Task description
Can you transcribe every line exactly and leave the pictures behind?

>> start Source excerpt

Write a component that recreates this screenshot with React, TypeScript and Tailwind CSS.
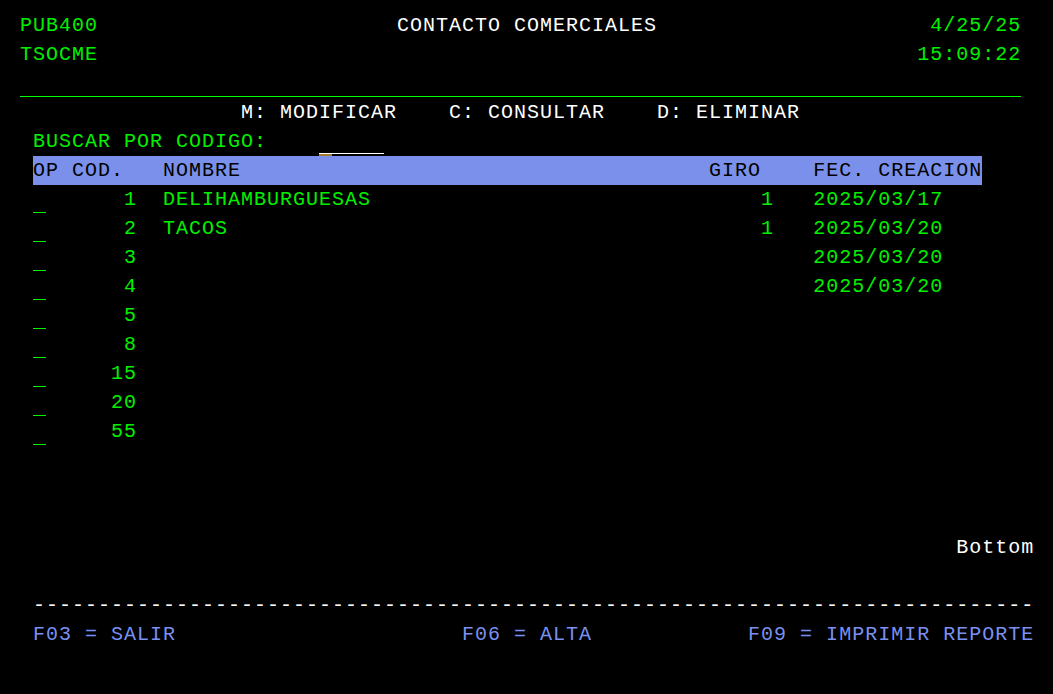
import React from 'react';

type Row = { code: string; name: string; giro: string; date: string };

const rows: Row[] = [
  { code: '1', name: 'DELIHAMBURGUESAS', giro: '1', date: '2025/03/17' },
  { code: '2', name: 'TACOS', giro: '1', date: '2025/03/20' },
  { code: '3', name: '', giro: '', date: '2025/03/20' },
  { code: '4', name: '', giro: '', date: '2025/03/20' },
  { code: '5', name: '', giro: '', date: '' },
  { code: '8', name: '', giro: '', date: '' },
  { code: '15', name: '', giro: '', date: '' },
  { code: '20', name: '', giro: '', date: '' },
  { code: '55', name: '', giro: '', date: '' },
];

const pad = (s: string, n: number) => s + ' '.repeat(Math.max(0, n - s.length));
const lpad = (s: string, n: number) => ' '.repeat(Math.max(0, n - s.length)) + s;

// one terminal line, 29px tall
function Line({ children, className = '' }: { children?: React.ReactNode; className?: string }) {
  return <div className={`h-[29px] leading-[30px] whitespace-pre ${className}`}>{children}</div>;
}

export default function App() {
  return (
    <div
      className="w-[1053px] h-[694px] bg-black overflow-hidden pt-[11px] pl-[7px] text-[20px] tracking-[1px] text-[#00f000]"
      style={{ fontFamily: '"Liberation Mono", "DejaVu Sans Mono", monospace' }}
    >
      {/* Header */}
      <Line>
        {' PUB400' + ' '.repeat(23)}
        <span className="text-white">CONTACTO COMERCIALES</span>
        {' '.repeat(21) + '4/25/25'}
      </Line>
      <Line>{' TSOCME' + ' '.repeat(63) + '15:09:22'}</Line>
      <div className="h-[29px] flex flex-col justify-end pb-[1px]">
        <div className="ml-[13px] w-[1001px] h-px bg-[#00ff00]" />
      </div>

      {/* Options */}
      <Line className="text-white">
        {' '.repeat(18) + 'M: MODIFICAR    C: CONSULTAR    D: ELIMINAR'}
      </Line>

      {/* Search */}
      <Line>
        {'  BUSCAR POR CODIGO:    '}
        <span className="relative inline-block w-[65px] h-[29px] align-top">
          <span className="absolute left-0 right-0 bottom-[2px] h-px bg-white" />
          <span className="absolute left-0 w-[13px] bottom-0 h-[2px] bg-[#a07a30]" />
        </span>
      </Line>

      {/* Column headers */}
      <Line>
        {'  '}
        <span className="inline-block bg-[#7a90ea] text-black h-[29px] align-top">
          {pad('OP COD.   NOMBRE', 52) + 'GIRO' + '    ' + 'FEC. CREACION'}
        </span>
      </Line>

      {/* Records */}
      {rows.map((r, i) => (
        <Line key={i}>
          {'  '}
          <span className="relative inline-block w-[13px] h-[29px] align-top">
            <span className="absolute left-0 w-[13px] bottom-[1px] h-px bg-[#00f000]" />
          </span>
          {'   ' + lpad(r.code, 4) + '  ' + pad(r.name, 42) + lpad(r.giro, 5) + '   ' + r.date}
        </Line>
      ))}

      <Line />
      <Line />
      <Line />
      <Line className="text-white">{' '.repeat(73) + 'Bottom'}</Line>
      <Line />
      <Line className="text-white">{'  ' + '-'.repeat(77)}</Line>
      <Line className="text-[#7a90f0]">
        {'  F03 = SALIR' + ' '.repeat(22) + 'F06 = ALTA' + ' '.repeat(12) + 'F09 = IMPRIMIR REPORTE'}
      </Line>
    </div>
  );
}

>> end Source excerpt

Final answer
Write a component that recreates this screenshot with React, TypeScript and Tailwind CSS.
import React from 'react';

type Row = { code: string; name: string; giro: string; date: string };

const rows: Row[] = [
  { code: '1', name: 'DELIHAMBURGUESAS', giro: '1', date: '2025/03/17' },
  { code: '2', name: 'TACOS', giro: '1', date: '2025/03/20' },
  { code: '3', name: '', giro: '', date: '2025/03/20' },
  { code: '4', name: '', giro: '', date: '2025/03/20' },
  { code: '5', name: '', giro: '', date: '' },
  { code: '8', name: '', giro: '', date: '' },
  { code: '15', name: '', giro: '', date: '' },
  { code: '20', name: '', giro: '', date: '' },
  { code: '55', name: '', giro: '', date: '' },
];

const pad = (s: string, n: number) => s + ' '.repeat(Math.max(0, n - s.length));
const lpad = (s: string, n: number) => ' '.repeat(Math.max(0, n - s.length)) + s;

// one terminal line, 29px tall
function Line({ children, className = '' }: { children?: React.ReactNode; className?: string }) {
  return <div className={`h-[29px] leading-[30px] whitespace-pre ${className}`}>{children}</div>;
}

export default function App() {
  return (
    <div
      className="w-[1053px] h-[694px] bg-black overflow-hidden pt-[11px] pl-[7px] text-[20px] tracking-[1px] text-[#00f000]"
      style={{ fontFamily: '"Liberation Mono", "DejaVu Sans Mono", monospace' }}
    >
      {/* Header */}
      <Line>
        {' PUB400' + ' '.repeat(23)}
        <span className="text-white">CONTACTO COMERCIALES</span>
        {' '.repeat(21) + '4/25/25'}
      </Line>
      <Line>{' TSOCME' + ' '.repeat(63) + '15:09:22'}</Line>
      <div className="h-[29px] flex flex-col justify-end pb-[1px]">
        <div className="ml-[13px] w-[1001px] h-px bg-[#00ff00]" />
      </div>

      {/* Options */}
      <Line className="text-white">
        {' '.repeat(18) + 'M: MODIFICAR    C: CONSULTAR    D: ELIMINAR'}
      </Line>

      {/* Search */}
      <Line>
        {'  BUSCAR POR CODIGO:    '}
        <span className="relative inline-block w-[65px] h-[29px] align-top">
          <span className="absolute left-0 right-0 bottom-[2px] h-px bg-white" />
          <span className="absolute left-0 w-[13px] bottom-0 h-[2px] bg-[#a07a30]" />
        </span>
      </Line>

      {/* Column headers */}
      <Line>
        {'  '}
        <span className="inline-block bg-[#7a90ea] text-black h-[29px] align-top">
          {pad('OP COD.   NOMBRE', 52) + 'GIRO' + '    ' + 'FEC. CREACION'}
        </span>
      </Line>

      {/* Records */}
      {rows.map((r, i) => (
        <Line key={i}>
          {'  '}
          <span className="relative inline-block w-[13px] h-[29px] align-top">
            <span className="absolute left-0 w-[13px] bottom-[1px] h-px bg-[#00f000]" />
          </span>
          {'   ' + lpad(r.code, 4) + '  ' + pad(r.name, 42) + lpad(r.giro, 5) + '   ' + r.date}
        </Line>
      ))}

      <Line />
      <Line />
      <Line />
      <Line className="text-white">{' '.repeat(73) + 'Bottom'}</Line>
      <Line />
      <Line className="text-white">{'  ' + '-'.repeat(77)}</Line>
      <Line className="text-[#7a90f0]">
        {'  F03 = SALIR' + ' '.repeat(22) + 'F06 = ALTA' + ' '.repeat(12) + 'F09 = IMPRIMIR REPORTE'}
      </Line>
    </div>
  );
}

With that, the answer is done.